D. Nastya and Scoreboard
Problem Statement: here
Solution
This question is a classic example of the knapsack problem, where you need to choose exactly k number of items. So, we can say it as a derived knapsack problem.
We will solve it using 2d DP.
dp[i][j] -> where it means using the last i positions and j sticks in total, can we get a solution, if yes then it should be as large number as possible.
The dp transition will be :
You loop through the last position to first position:
Inside this loop, you loop for the possible value of sticks used from 0 to k,
Inside this loop, you loop from digit 9 to 0.
we can create a function separately, which can return us the total number of sticks i can use to convert the ith string into given digit. If the function results -1, then we cannot convert it and we simply continue. Also, if the cost exceeds the possible value of sticks I am using (by variable j in my code), even then I continue, because it is not possible to construct the number.
On the other hand, if I get a valid cost which is less than or equal to the current sticks I have in hand,
I need to check, if I use this much of sticks, was it possible to construct the solution from next up index to last index using the remaining sticks (remember I was looping from behind).
So, my dp transition in this case becomes : dp[i][j] = digit, only if dp[i+1][j-cost] is not equal to -1, means I have a digit stored at it, means It is possible to construct the solution.

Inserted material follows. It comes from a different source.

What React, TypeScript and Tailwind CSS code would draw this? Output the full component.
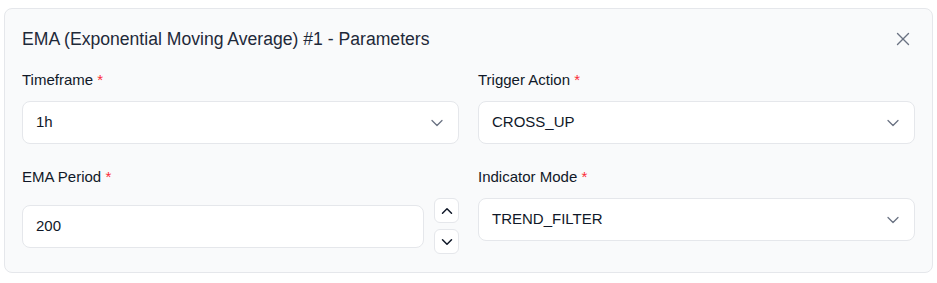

Once, I get a possible digit, I will break the loop, because I need to place maximum possible digit each time, so I don't need to check for each and every digit.
Once this dp table is filled.
If my value of dp[1][k] is not -1 then solution exist.
Why dp[1][k], because I was looping backwards and from n to 1, If i can use exactly k sticks then there must be a digit at dp[1][k], which will tell me that I am the maximum possible digit you can use to construct your solution, so if it exist, i use it and then using the cost to convert a[1] to that digit, I can determine my next digit, simply by doing dp[i+1][k] where I update my k with k -= cost of conversion.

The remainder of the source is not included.